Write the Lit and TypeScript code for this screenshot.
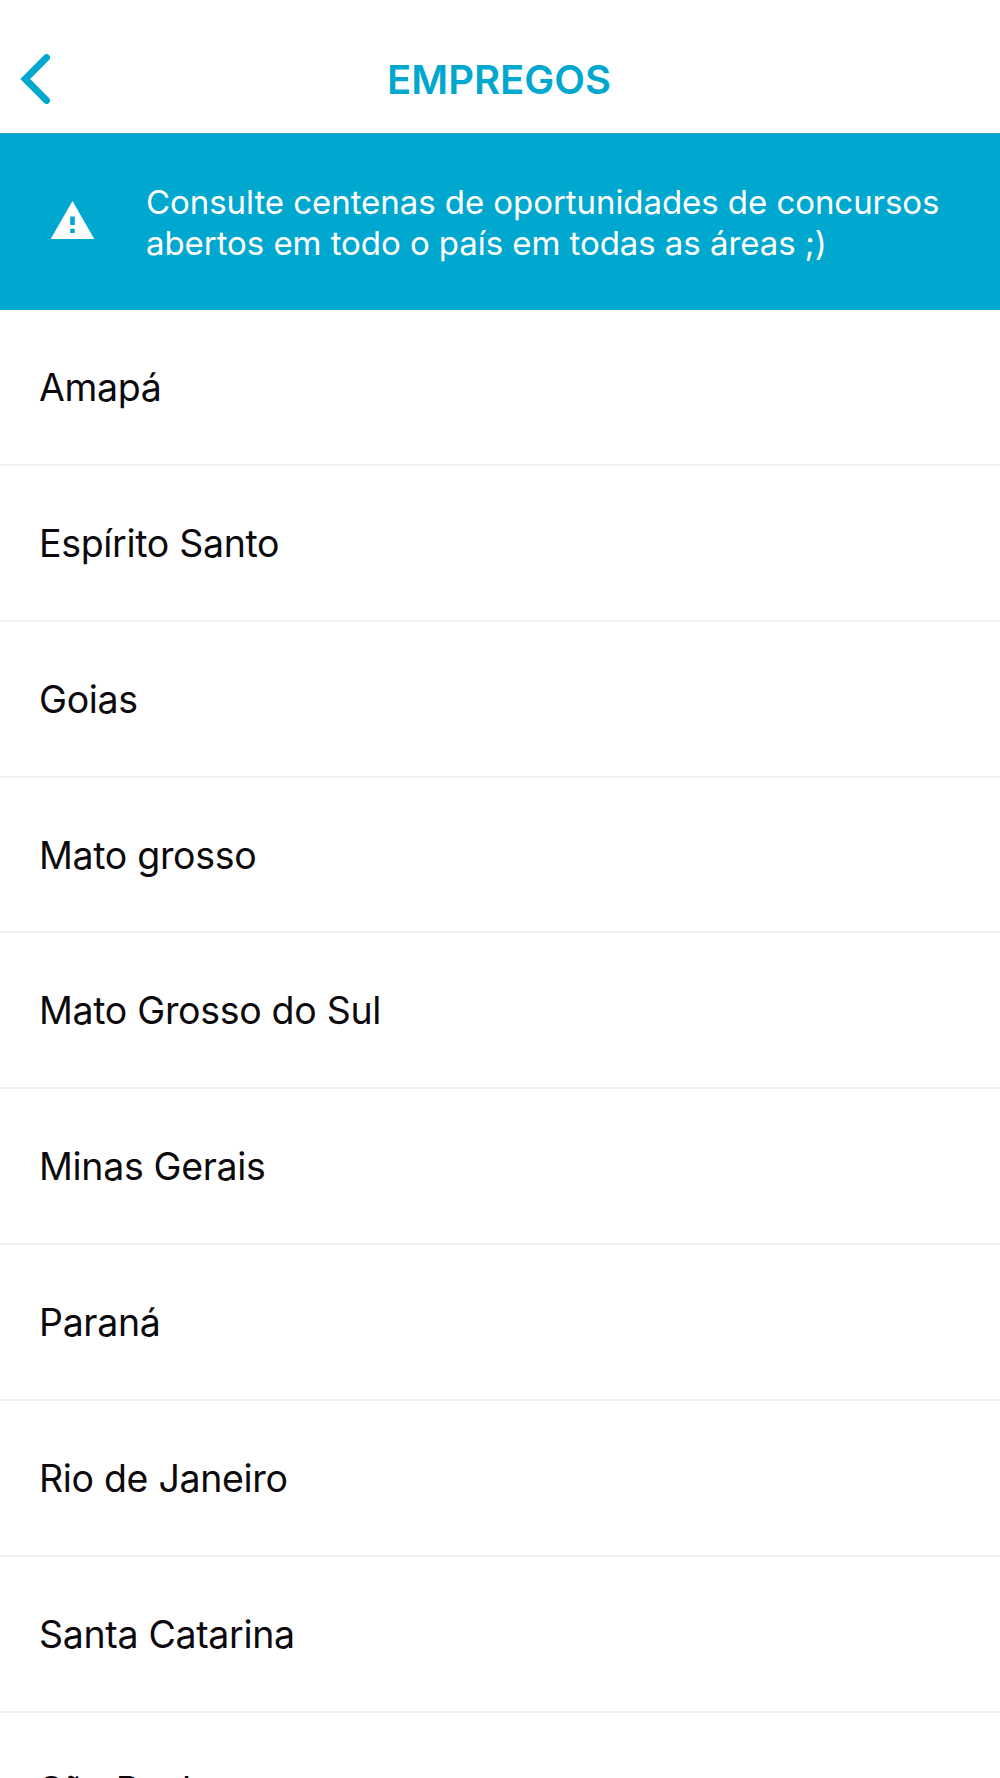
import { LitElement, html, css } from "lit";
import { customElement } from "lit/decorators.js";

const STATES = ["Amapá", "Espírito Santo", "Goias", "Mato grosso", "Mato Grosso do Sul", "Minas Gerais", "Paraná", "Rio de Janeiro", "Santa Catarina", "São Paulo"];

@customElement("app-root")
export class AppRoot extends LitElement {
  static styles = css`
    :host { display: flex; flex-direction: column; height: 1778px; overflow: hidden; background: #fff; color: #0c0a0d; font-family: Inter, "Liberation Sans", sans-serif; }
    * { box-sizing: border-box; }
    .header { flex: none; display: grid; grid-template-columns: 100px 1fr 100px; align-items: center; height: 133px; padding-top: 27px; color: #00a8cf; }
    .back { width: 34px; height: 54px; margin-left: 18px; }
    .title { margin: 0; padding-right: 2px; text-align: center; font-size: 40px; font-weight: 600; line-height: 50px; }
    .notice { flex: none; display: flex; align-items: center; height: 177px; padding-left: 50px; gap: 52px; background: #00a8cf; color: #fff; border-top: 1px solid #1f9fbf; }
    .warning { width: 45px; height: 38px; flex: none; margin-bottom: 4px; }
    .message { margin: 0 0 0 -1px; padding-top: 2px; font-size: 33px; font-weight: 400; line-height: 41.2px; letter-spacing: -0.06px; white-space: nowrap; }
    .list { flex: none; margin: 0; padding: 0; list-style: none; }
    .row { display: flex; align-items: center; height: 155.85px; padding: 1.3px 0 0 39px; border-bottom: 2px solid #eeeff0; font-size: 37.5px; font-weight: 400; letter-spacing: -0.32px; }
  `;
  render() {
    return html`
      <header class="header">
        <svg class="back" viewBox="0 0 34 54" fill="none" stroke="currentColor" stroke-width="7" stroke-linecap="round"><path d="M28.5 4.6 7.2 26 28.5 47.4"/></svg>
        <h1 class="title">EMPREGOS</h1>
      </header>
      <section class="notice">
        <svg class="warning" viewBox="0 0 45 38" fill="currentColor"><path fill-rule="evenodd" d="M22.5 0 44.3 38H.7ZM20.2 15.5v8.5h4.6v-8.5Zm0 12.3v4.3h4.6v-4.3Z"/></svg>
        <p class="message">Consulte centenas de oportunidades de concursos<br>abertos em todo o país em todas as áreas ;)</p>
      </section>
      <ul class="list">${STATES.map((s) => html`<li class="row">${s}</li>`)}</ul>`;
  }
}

* **TASK GOAL**:
Write the listing above out again exactly, dropping each image.

* **OUTPUT OF THE EXERCISE**:
Write the Lit and TypeScript code for this screenshot.
import { LitElement, html, css } from "lit";
import { customElement } from "lit/decorators.js";

const STATES = ["Amapá", "Espírito Santo", "Goias", "Mato grosso", "Mato Grosso do Sul", "Minas Gerais", "Paraná", "Rio de Janeiro", "Santa Catarina", "São Paulo"];

@customElement("app-root")
export class AppRoot extends LitElement {
  static styles = css`
    :host { display: flex; flex-direction: column; height: 1778px; overflow: hidden; background: #fff; color: #0c0a0d; font-family: Inter, "Liberation Sans", sans-serif; }
    * { box-sizing: border-box; }
    .header { flex: none; display: grid; grid-template-columns: 100px 1fr 100px; align-items: center; height: 133px; padding-top: 27px; color: #00a8cf; }
    .back { width: 34px; height: 54px; margin-left: 18px; }
    .title { margin: 0; padding-right: 2px; text-align: center; font-size: 40px; font-weight: 600; line-height: 50px; }
    .notice { flex: none; display: flex; align-items: center; height: 177px; padding-left: 50px; gap: 52px; background: #00a8cf; color: #fff; border-top: 1px solid #1f9fbf; }
    .warning { width: 45px; height: 38px; flex: none; margin-bottom: 4px; }
    .message { margin: 0 0 0 -1px; padding-top: 2px; font-size: 33px; font-weight: 400; line-height: 41.2px; letter-spacing: -0.06px; white-space: nowrap; }
    .list { flex: none; margin: 0; padding: 0; list-style: none; }
    .row { display: flex; align-items: center; height: 155.85px; padding: 1.3px 0 0 39px; border-bottom: 2px solid #eeeff0; font-size: 37.5px; font-weight: 400; letter-spacing: -0.32px; }
  `;
  render() {
    return html`
      <header class="header">
        <svg class="back" viewBox="0 0 34 54" fill="none" stroke="currentColor" stroke-width="7" stroke-linecap="round"><path d="M28.5 4.6 7.2 26 28.5 47.4"/></svg>
        <h1 class="title">EMPREGOS</h1>
      </header>
      <section class="notice">
        <svg class="warning" viewBox="0 0 45 38" fill="currentColor"><path fill-rule="evenodd" d="M22.5 0 44.3 38H.7ZM20.2 15.5v8.5h4.6v-8.5Zm0 12.3v4.3h4.6v-4.3Z"/></svg>
        <p class="message">Consulte centenas de oportunidades de concursos<br>abertos em todo o país em todas as áreas ;)</p>
      </section>
      <ul class="list">${STATES.map((s) => html`<li class="row">${s}</li>`)}</ul>`;
  }
}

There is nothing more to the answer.